The prosecution raid actually brought the party’s two warring factions together briefly. The smaller faction has said the primary was rigged and the representative candidates chosen in it should forfeit their positions. The larger faction, the so-called Gyeonggi Dongbu Alliance, says accusations of rigging are exaggerated and its members refuse to forfeit their positions. Both factions have appointed emergency councils to run the party.

Lee Jeong-mi, spokeswoman of the leadership chosen by the smaller faction, said at a briefing in the National Assembly: “Now prosecutors are intending to investigate all of the party’s materials related to the election including the electoral rolls, which violates the basic right of a political party guaranteed in the Constitution, and we will strongly resist it.”

The larger faction’s emergency council called the prosecutors’ storming of the office “a plot to demolish a liberal party.”

“The fate of a liberal party is at risk from the Lee Myung-bak administration and police authorities,” Kim Mi-hee, spokeswoman of that emergency council, said. “We will fight to the death against this persecution and the plot by authorities to destroy the UPP.”

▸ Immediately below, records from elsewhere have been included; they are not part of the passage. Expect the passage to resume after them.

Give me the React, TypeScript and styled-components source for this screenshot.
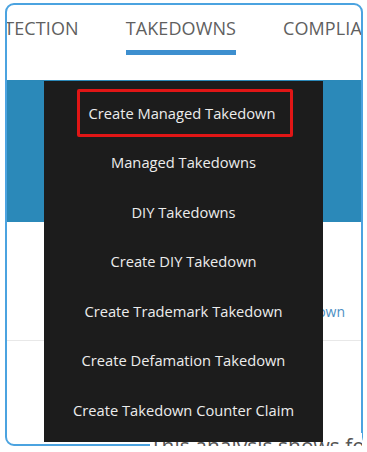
import React from "react"
import styled, { createGlobalStyle } from "styled-components"

const GlobalStyle = createGlobalStyle`
    html, body {
        margin: 0;
        padding: 0;
        background: #ffffff;
        font-family: "Open Sans", "Liberation Sans", sans-serif;
    }
`

const Frame = styled.div`
    position: relative;
    box-sizing: border-box;
    width: 358px;
    height: 443px;
    margin: 3px 0 0 5px;
    border: 2px solid #4ba3e0;
    border-radius: 9px;
    background: #ffffff;
`

const TabWrap = styled.div`
    overflow: hidden;
    border-radius: 7px 7px 0 0;
`

const TabBar = styled.div`
    display: flex;
    gap: 47px;
    height: 75px;
    padding-top: 11px;
    box-sizing: border-box;
    margin-left: -39px;
`

const Tab = styled.div`
    display: flex;
    flex-direction: column;
    flex-shrink: 0;
`

const TabLabel = styled.span`
    font-size: 18px;
    line-height: 24px;
    color: #606060;
    white-space: nowrap;
    letter-spacing: 0.1px;
`

const Underline = styled.div<{ active?: boolean }>`
    height: 5px;
    margin-top: 10px;
    background: ${(props) => (props.active ? "#3d8fcf" : "transparent")};
`

const Banner = styled.div`
    height: 142px;
    background: #2b89b9;
`

const LinkRow = styled.div`
    display: flex;
    justify-content: flex-end;
    padding: 80px 16px 0 0;
    height: 119px;
    box-sizing: border-box;
    border-bottom: 1px solid #e8e8e8;
`

const Link = styled.span`
    font-size: 14px;
    color: #4d8fc4;
`

const Caption = styled.div`
    margin: 92px 0 0 143px;
    width: 212px;
    overflow: hidden;
    white-space: nowrap;
    background: #ffffff;
    font-size: 21px;
    line-height: 26px;
    color: #555555;
`

const Menu = styled.ul`
    position: absolute;
    top: 76px;
    left: 37px;
    width: 279px;
    margin: 0;
    padding: 7px 0;
    list-style: none;
    background: #1c1c1c;
    box-sizing: border-box;
`

const MenuItem = styled.li`
    display: flex;
    align-items: center;
    justify-content: center;
    height: 49.5px;
`

const ItemText = styled.span<{ marked?: boolean }>`
    box-sizing: border-box;
    font-size: 14.7px;
    color: #ececec;
    white-space: nowrap;
    ${(props) =>
        props.marked
            ? `
        border: 3px solid #e01616;
        border-radius: 2px;
        padding: 11px 15px 11px 9px;
        margin-left: 3px;
    `
            : ""}
`

const items = [
    "Create Managed Takedown",
    "Managed Takedowns",
    "DIY Takedowns",
    "Create DIY Takedown",
    "Create Trademark Takedown",
    "Create Defamation Takedown",
    "Create Takedown Counter Claim",
]

function App() {
    return (
        <>
            <GlobalStyle />
            <Frame>
                <TabWrap>
                    <TabBar>
                        <Tab>
                            <TabLabel>PROTECTION</TabLabel>
                            <Underline />
                        </Tab>
                        <Tab>
                            <TabLabel>TAKEDOWNS</TabLabel>
                            <Underline active />
                        </Tab>
                        <Tab>
                            <TabLabel>COMPLIANCE</TabLabel>
                            <Underline />
                        </Tab>
                    </TabBar>
                    <Banner />
                </TabWrap>
                <LinkRow>
                    <Link>View Takedown</Link>
                </LinkRow>
                <Caption>This analysis shows for the selected period</Caption>
                <Menu>
                    {items.map((item, index) => (
                        <MenuItem key={item}>
                            <ItemText marked={index === 0}>{item}</ItemText>
                        </MenuItem>
                    ))}
                </Menu>
            </Frame>
        </>
    )
}

export default App
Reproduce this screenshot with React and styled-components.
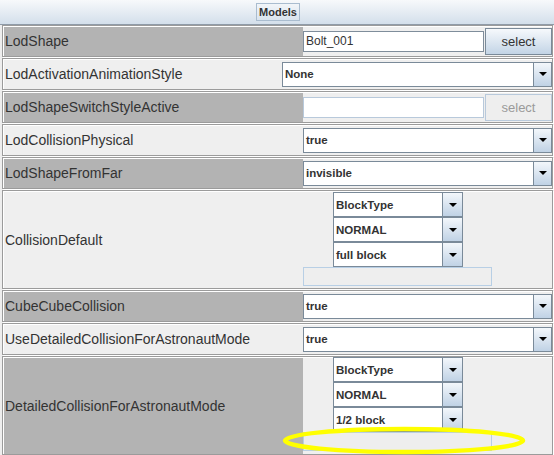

About 50 policemen carrying shields were dispatched to the building. Some party members trying to enter the office fought with policemen blocking them. Those who failed to get into the office staged a protest. The two sides clashed all day long in front of the locked door.

Prosecutors said they have already made 10 raids at other locations and gathered evidence, including some communication companies that managed the online voting.

As of yesterday, four of the 14 candidates who ran in the primary said they wouldn’t resign. The smaller faction’s emergency council previously declared they would expel candidates who didn’t give up their positions by yesterday.

The council was supposed to convene a meeting yesterday morning, but was delayed because of yesterday’s raid.

Lee Seok-gi, who won the largest number of votes in the primary, and Kim Jae-yeon, who got the third-largest, didn’t submit applications for abandoning their parliamentary seats. They are inner-circle members of the Gyeonggi Dongbu Alliance, and they maintain the primary wasn’t rigged.

Complaints of rigging are growing.

Twenty-two party members working at a Hyundai Motor factory in Jeonju, North Jeolla, loaded a post on the party’s official Web site.

“At a factory of Hyundai Motor in Jeonju, there were about 300 UPP members,” the post read. “Do you know how we cast our ballots at the time? We had our own candidate, who works at the factory, but we were ordered to vote for Lee Seok-gi, whom we have never seen before.”

They said that UPP members visited the factory with laptops and ordered them to vote for Lee on the spot through the laptops.

The party’s internal probe said it found a large cluster of online ballots cast through the same IP addresses.

Lee, who is known as a de facto leader of the Gyeonggi Dongbu Alliance, won in the North Jeolla region by a large margin in online voting, receiving 10,183 votes compared to rival Lee Yeong-hui’s 2,097 votes.